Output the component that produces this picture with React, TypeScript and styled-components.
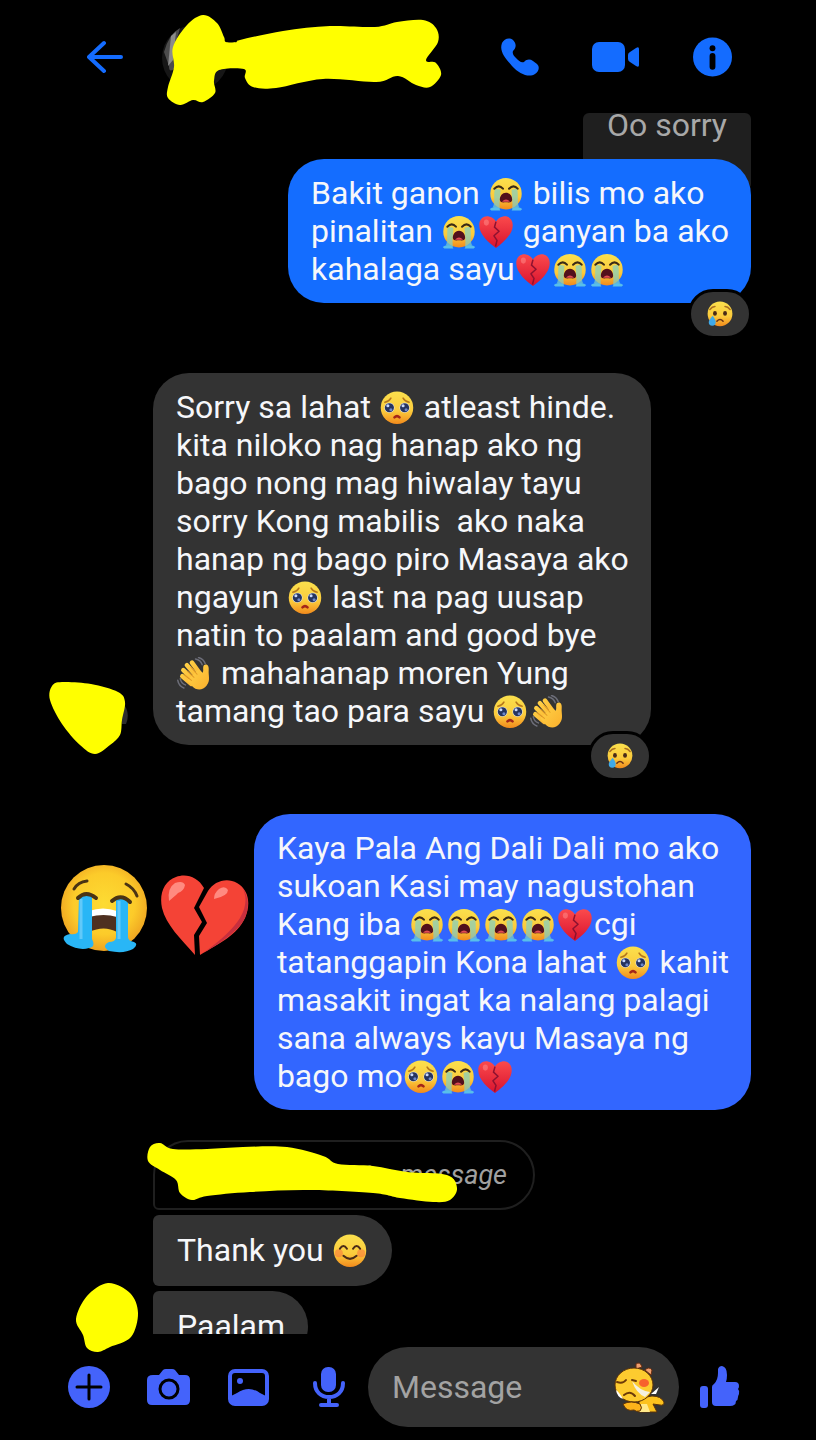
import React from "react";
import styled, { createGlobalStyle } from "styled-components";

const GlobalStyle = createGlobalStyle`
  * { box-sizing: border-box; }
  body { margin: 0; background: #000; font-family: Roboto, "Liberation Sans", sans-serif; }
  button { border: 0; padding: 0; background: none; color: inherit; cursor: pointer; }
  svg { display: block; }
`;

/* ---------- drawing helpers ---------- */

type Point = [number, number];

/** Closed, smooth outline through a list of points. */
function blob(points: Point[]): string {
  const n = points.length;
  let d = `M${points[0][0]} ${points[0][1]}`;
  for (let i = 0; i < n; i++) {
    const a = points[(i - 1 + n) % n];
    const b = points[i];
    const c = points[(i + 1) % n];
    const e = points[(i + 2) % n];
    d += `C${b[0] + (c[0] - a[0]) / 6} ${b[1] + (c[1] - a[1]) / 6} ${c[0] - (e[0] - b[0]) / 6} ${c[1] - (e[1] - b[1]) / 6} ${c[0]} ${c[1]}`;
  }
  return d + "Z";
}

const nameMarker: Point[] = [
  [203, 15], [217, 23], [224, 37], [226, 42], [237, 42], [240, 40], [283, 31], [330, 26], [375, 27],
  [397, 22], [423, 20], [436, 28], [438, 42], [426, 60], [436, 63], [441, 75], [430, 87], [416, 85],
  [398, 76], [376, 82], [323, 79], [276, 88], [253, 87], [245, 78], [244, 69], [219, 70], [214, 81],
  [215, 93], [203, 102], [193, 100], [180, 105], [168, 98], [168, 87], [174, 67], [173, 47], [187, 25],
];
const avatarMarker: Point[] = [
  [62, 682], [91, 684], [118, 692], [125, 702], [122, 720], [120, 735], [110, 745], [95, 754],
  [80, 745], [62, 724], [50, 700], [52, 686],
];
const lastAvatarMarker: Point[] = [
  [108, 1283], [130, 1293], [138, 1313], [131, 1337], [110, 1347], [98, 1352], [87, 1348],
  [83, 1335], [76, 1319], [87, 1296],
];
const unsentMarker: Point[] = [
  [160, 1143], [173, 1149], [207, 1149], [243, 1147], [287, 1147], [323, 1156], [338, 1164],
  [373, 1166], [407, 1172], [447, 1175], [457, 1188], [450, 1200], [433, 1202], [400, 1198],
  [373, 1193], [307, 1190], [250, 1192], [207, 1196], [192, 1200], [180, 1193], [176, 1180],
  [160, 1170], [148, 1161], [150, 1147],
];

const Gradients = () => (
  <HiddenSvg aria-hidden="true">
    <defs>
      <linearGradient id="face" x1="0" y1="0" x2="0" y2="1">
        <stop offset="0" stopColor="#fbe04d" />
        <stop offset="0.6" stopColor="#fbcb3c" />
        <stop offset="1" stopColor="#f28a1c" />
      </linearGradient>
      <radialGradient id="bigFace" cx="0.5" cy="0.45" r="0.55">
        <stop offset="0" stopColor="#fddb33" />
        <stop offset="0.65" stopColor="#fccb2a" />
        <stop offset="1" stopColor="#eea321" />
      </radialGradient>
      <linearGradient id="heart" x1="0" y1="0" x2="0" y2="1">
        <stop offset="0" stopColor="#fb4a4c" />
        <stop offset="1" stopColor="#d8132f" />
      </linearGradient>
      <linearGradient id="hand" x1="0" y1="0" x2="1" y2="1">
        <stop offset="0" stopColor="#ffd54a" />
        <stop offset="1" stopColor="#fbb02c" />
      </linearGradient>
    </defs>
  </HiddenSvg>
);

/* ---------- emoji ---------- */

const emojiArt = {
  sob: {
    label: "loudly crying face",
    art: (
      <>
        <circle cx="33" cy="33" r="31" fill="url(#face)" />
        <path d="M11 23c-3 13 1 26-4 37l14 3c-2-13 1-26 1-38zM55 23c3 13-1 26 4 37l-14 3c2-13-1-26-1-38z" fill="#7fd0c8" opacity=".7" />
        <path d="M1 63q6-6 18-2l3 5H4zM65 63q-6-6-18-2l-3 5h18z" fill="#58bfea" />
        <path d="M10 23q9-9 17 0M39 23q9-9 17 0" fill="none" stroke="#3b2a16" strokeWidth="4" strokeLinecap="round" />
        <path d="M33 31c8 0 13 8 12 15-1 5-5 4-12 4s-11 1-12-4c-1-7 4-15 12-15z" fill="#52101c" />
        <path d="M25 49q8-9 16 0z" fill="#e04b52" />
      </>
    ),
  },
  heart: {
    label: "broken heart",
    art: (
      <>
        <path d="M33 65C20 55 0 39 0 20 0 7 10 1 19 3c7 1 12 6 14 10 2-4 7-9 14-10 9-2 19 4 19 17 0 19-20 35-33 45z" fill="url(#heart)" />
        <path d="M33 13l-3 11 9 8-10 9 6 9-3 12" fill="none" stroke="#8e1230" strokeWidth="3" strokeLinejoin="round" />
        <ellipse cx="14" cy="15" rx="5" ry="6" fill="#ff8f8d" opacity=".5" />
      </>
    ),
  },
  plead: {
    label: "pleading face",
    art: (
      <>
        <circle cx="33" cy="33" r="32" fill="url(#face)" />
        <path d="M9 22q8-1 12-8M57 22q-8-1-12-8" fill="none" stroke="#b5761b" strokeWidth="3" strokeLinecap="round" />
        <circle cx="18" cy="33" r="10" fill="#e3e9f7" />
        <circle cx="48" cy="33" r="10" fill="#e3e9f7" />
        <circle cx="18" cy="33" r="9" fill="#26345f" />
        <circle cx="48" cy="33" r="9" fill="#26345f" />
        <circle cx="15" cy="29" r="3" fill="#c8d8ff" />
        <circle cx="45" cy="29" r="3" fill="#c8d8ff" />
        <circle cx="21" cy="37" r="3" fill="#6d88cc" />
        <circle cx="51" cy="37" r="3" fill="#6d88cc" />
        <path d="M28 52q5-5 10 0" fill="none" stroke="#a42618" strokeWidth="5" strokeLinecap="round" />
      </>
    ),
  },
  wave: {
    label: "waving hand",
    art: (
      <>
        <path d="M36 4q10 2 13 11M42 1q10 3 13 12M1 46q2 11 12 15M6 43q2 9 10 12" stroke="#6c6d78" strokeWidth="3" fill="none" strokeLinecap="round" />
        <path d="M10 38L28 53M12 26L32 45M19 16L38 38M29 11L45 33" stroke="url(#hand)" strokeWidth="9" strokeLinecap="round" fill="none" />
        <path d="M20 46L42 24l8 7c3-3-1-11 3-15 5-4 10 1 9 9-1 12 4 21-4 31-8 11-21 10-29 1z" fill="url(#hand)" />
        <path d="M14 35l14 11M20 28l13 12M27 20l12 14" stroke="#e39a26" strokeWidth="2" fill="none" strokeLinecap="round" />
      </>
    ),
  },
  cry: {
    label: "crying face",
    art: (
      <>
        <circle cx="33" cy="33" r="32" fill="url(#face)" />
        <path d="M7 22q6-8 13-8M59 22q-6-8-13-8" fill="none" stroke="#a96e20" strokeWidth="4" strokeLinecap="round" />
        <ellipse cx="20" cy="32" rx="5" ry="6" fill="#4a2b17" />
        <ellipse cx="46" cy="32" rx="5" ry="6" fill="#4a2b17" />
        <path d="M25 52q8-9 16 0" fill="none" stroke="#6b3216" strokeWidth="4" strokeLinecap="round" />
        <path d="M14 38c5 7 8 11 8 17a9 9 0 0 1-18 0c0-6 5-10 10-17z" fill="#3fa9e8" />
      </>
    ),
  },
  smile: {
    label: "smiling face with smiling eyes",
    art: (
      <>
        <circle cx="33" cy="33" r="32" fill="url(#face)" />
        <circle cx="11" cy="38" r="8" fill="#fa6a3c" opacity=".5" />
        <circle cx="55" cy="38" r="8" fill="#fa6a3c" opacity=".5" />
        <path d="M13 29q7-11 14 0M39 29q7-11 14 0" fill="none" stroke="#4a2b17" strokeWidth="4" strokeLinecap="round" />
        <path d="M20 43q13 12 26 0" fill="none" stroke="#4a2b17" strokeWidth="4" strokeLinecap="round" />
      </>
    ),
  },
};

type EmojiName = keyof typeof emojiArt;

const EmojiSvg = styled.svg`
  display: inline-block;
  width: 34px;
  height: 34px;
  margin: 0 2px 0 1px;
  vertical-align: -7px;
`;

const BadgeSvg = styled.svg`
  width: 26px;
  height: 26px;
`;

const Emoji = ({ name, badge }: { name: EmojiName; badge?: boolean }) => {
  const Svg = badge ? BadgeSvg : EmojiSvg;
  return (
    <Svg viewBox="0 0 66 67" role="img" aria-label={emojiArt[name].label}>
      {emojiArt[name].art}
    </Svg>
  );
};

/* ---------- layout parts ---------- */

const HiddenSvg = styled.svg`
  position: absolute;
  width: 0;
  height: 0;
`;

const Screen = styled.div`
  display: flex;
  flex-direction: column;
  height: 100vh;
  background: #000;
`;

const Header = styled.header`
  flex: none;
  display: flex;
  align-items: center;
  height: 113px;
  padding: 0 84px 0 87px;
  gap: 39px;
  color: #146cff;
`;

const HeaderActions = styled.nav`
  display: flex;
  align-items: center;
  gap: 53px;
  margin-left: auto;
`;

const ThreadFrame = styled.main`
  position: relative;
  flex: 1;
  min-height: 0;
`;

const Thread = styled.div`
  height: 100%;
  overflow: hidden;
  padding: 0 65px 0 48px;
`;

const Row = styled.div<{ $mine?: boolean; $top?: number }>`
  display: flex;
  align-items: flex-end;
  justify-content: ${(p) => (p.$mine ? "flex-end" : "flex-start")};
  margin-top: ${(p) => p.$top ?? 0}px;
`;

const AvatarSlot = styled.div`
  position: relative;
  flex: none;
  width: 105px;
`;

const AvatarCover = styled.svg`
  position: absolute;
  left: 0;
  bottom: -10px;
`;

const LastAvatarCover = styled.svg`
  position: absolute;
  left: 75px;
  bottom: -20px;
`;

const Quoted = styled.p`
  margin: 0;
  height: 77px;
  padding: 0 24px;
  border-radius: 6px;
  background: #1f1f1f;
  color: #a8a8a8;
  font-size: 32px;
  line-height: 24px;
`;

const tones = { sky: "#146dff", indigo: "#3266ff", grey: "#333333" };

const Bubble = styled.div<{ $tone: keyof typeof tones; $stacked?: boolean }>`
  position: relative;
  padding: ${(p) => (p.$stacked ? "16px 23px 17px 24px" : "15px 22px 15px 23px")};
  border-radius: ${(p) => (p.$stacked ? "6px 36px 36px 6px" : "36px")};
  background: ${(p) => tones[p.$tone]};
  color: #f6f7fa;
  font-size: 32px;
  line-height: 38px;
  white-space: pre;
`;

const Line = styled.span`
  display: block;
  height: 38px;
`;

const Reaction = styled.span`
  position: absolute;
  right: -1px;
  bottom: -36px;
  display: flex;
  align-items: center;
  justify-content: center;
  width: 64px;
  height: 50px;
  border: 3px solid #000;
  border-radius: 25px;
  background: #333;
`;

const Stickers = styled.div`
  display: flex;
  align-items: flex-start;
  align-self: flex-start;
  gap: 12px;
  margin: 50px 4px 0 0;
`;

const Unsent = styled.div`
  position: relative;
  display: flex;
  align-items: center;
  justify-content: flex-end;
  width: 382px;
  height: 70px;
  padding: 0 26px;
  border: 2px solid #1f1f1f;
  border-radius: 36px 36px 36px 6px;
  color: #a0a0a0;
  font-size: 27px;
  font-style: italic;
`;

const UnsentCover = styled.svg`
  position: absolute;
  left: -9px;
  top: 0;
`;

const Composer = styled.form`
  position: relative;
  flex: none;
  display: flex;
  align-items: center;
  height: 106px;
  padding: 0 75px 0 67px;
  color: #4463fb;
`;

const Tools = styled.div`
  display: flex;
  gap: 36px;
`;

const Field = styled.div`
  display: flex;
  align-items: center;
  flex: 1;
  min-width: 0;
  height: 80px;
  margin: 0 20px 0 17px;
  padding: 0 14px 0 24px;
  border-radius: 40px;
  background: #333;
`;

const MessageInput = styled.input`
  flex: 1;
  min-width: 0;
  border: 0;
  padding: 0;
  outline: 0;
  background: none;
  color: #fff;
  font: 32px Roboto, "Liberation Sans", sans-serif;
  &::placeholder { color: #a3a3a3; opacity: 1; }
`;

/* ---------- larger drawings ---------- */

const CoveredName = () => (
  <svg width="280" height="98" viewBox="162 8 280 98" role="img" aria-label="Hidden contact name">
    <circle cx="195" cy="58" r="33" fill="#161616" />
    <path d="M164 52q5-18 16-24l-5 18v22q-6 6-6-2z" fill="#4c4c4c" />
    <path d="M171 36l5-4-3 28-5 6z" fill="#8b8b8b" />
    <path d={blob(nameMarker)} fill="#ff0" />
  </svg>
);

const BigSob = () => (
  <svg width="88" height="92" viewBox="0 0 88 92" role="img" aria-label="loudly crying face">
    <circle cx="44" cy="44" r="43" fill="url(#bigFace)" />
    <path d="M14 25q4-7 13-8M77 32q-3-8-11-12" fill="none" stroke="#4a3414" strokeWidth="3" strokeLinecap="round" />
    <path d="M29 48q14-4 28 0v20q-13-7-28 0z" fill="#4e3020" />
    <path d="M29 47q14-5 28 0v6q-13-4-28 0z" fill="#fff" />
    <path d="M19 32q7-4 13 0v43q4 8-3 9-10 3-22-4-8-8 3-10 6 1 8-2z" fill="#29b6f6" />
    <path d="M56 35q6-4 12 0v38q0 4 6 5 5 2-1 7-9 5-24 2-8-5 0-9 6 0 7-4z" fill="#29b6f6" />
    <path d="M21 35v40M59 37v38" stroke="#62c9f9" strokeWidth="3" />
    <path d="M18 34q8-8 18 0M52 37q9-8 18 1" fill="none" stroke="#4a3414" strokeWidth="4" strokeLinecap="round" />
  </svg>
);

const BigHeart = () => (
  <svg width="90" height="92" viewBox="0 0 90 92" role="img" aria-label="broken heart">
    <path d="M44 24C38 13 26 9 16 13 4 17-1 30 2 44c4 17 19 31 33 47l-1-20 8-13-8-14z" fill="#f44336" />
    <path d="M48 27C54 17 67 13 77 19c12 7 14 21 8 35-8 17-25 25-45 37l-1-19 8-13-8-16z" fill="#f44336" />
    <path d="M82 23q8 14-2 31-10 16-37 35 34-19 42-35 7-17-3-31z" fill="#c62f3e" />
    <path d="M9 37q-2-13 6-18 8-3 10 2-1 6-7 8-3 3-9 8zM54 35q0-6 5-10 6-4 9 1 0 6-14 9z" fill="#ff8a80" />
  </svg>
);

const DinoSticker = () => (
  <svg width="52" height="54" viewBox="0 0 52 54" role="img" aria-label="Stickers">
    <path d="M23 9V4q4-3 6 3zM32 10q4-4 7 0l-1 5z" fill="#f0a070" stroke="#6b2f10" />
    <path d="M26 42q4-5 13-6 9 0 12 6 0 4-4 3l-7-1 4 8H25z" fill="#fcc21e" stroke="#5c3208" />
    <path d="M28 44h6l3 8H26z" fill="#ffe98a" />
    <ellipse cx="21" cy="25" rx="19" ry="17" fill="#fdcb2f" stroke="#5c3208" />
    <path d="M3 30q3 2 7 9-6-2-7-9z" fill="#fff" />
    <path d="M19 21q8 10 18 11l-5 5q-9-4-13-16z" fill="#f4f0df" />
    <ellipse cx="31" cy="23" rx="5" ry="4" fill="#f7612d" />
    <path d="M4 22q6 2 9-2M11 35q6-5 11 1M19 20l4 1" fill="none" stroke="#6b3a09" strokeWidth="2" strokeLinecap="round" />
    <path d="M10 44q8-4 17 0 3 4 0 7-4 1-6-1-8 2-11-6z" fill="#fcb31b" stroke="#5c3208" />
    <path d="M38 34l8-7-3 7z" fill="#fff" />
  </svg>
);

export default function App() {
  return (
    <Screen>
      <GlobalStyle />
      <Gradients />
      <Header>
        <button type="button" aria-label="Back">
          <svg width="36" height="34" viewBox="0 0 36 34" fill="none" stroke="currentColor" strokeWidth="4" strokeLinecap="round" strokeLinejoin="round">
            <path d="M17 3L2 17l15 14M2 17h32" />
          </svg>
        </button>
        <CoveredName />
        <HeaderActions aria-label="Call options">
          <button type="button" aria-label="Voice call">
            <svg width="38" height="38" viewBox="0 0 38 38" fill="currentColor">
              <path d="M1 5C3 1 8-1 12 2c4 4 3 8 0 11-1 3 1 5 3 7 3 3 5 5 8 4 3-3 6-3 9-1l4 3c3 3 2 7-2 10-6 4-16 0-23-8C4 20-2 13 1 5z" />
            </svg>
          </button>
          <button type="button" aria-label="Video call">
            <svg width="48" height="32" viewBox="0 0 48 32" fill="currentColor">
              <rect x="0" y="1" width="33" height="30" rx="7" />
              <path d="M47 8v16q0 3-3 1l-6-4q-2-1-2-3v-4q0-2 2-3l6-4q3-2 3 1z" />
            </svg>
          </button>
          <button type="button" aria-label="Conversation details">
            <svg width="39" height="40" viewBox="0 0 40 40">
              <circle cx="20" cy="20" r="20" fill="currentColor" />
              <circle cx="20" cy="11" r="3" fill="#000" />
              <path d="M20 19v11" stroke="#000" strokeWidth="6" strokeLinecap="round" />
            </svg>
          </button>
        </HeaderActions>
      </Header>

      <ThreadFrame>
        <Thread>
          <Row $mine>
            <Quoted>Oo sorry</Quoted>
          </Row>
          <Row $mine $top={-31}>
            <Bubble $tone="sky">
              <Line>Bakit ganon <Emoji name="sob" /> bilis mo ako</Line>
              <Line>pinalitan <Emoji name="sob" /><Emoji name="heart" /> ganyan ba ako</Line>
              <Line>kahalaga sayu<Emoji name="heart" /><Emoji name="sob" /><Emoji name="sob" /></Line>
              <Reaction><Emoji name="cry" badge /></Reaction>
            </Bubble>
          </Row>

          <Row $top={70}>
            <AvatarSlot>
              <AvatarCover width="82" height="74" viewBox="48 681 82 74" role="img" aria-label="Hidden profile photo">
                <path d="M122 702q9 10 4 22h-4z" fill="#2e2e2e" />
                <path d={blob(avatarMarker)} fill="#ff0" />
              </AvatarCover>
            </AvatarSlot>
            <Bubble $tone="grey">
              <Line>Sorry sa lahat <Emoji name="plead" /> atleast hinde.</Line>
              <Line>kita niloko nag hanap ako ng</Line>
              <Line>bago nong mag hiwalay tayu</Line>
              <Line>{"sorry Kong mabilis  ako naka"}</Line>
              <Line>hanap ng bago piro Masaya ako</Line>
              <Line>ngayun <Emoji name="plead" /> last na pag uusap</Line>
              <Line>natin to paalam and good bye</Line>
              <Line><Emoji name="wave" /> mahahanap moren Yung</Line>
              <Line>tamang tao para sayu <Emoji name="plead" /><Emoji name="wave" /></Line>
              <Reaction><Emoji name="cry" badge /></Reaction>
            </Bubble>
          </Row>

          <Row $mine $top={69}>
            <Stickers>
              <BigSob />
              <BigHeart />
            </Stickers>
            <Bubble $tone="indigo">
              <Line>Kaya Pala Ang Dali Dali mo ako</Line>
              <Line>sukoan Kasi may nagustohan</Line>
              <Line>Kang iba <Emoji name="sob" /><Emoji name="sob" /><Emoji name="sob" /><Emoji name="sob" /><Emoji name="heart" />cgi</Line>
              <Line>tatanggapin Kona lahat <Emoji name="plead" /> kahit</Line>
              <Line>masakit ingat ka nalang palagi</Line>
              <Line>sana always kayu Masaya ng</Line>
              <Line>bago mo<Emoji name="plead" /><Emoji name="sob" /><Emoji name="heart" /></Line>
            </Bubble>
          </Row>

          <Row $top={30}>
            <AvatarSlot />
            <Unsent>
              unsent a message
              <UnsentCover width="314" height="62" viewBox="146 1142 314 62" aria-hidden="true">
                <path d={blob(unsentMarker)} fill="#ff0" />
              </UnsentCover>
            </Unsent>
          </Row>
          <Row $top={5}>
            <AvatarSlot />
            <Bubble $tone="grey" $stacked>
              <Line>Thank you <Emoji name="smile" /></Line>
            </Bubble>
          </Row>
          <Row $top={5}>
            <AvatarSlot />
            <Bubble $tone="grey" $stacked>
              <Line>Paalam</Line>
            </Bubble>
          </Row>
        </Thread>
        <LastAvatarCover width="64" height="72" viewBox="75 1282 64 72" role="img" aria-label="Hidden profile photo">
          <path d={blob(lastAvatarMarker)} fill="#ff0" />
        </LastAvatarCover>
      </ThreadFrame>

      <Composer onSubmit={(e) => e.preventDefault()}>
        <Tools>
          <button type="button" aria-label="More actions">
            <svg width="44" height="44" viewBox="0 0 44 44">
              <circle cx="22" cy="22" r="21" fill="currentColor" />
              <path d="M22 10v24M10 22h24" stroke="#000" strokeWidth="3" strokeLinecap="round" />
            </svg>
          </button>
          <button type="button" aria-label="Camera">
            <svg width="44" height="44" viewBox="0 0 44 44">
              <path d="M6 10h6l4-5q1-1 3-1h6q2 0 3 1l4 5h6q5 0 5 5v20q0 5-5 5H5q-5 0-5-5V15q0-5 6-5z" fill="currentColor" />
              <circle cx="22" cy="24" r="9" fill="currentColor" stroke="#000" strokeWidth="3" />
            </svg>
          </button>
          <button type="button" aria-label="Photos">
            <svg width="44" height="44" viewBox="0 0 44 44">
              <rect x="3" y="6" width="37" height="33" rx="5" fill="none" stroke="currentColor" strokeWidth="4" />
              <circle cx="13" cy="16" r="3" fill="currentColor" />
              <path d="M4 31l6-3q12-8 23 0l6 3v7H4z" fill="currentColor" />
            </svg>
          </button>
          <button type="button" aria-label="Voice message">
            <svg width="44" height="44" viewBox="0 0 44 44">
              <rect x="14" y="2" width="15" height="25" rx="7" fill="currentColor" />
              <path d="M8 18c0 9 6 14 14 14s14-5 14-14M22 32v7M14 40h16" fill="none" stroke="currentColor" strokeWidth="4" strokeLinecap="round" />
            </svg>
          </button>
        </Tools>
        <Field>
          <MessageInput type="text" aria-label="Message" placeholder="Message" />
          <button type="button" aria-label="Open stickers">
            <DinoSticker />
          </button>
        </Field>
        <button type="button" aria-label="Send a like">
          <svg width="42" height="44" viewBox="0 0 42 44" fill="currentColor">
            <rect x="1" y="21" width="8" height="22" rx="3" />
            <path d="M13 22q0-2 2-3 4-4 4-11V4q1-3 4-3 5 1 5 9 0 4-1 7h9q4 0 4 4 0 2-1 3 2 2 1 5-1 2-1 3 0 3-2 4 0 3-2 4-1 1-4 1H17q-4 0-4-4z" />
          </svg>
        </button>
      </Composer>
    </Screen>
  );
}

◆ Problem requirements:
From the first line above down to the line with "type Point = [number, number];", reproduce every line and no others, omitting pictures.

◆ Result of the task:
Output the component that produces this picture with React, TypeScript and styled-components.
import React from "react";
import styled, { createGlobalStyle } from "styled-components";

const GlobalStyle = createGlobalStyle`
  * { box-sizing: border-box; }
  body { margin: 0; background: #000; font-family: Roboto, "Liberation Sans", sans-serif; }
  button { border: 0; padding: 0; background: none; color: inherit; cursor: pointer; }
  svg { display: block; }
`;

/* ---------- drawing helpers ---------- */

type Point = [number, number];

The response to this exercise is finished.